A series of events, each inevitable, circumstances considered, has brought into the general society of this country a problem of such gravity that one can not discover an agreeable solution for it. Subordinate to this, there is another, one which has to do with a large number of people, which likewise, presents many difficulties in excogitation up its settlement. The first is that of the negroes, the second that of the mulattoes, if the term may be permitted. Concerning this second, is The House Behind the Cedars, the new book by Charles W. Chesnutt, the author of the Wife of His Youth.

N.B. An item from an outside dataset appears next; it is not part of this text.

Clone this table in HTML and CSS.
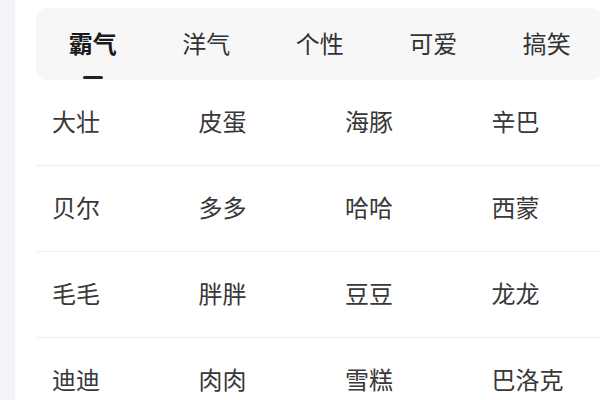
FILE: index.html
```html
<!DOCTYPE html>
<html lang="zh-CN">
<head>
<meta charset="utf-8">
<link rel="stylesheet" href="styles.css">
</head>
<body>
<div class="page">
  <aside class="side"></aside>
  <main class="main">
    <nav class="tabs">
      <div class="tab active">霸气</div>
      <div class="tab">洋气</div>
      <div class="tab">个性</div>
      <div class="tab">可爱</div>
      <div class="tab">搞笑</div>
    </nav>
    <div class="grid">
      <div class="row"><span class="cell">大壮</span><span class="cell">皮蛋</span><span class="cell">海豚</span><span class="cell">辛巴</span></div>
      <div class="row"><span class="cell">贝尔</span><span class="cell">多多</span><span class="cell">哈哈</span><span class="cell">西蒙</span></div>
      <div class="row"><span class="cell">毛毛</span><span class="cell">胖胖</span><span class="cell">豆豆</span><span class="cell">龙龙</span></div>
      <div class="row"><span class="cell">迪迪</span><span class="cell">肉肉</span><span class="cell">雪糕</span><span class="cell">巴洛克</span></div>
    </div>
  </main>
</div>
</body>
</html>
```
FILE: styles.css
```css
html, body {
  margin: 0;
  padding: 0;
  background: #ffffff;
}
body {
  width: 600px;
  height: 400px;
  overflow: hidden;
  font-family: "Noto Sans CJK SC", "Noto Sans", sans-serif;
  color: #333333;
}
.page {
  display: flex;
  height: 400px;
}
.side {
  flex: 0 0 15px;
  background: #f4f4f8;
}
.main {
  flex: 1;
  padding-left: 21px;
  overflow: hidden;
}
.tabs {
  margin-top: 8px;
  width: 568px;
  height: 72px;
  background: #f7f7f7;
  border-radius: 12px;
  display: flex;
}
.tab {
  flex: 0 0 113.5px;
  display: flex;
  align-items: center;
  justify-content: center;
  box-sizing: border-box;
  padding-bottom: 4px;
  font-size: 24px;
  color: #333333;
  position: relative;
}
.tab.active {
  font-weight: 700;
  color: #1a1a1a;
}
.tab.active::after {
  content: "";
  position: absolute;
  left: 50%;
  bottom: 1px;
  width: 20px;
  height: 3px;
  margin-left: -10px;
  background: #222222;
  border-radius: 2px;
}
.grid {
  width: 600px;
}
.row {
  display: flex;
  box-sizing: border-box;
  height: 86px;
  padding-bottom: 4px;
  border-bottom: 1px solid #eeeeee;
  align-items: center;
}
.cell {
  flex: 0 0 146.5px;
  box-sizing: border-box;
  padding-left: 16px;
  font-size: 24px;
  color: #383838;
}
```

Mr. Chesnutt does not directly suggest a way of solving it. He contents himself with representing the condition which exists, which of itself is sufficient to move one to think upon it. For this Mr. Chesnutt is to be highly complimented. Had he arranged an argument in favor of a delineated method of reformation, the reader by debative tendency, might declare against it, in prejudice. But by describing the social discomfort to which these people are circumscribed, the author astutely prompts the reader to consideration upon the problem, and the sympathy with the unfortunate is likely to influence the decision to be as Mr. Chesnutt seemingly wishes it.
The story is about a young girl who is almost white. In her own town, which is in the south, she is not received in the society of white people, but her brother, who has made for himself a position in another place, and has concealed his Negro blood cleverly, takes her away with him that she may attain a better social sphere than that which is possible for her where she is known. She becomes enamored of a young aristocrat and he of her, but, learning of her origin he leaves her, and she, heartsore, takes up the task of endeavoring to aid the negroes by teaching school. Social prejudice can not wholly overcome affections, however, and Tryon endeavors for a meeting with Rena, which she, perhaps by tenderness, perhaps by wounded pride, seeks to avoid. In the meantime she is persecuted by the attentions of a scamp. Thus, in mental anguish, trying to avoid both these men, she becomes lost in a swamp and dies soon after being rescued.
It is necessary, though, to peruse the book carefully to appreciate its merit. The author is exceptionally able in describing circumstances which are decidedly important in this story. He depicts with laudable perspicuity the dolour of the girl at the possibility of the discovery of her origin and the incident of it. Such presentation of the finer emotions is far from usual in fiction, and marks the author as being of subtile artistic qualities. The House behind the Cedars may be accepted as a plea, or as no more than a story, but in either case it is literarily excellent and interesting. It certainly deserves the thoughtful attention of the reading public. [The House behind the Cedars, by Charles W. Chesnutt. Houghton, Mifflin and Company, Boston.]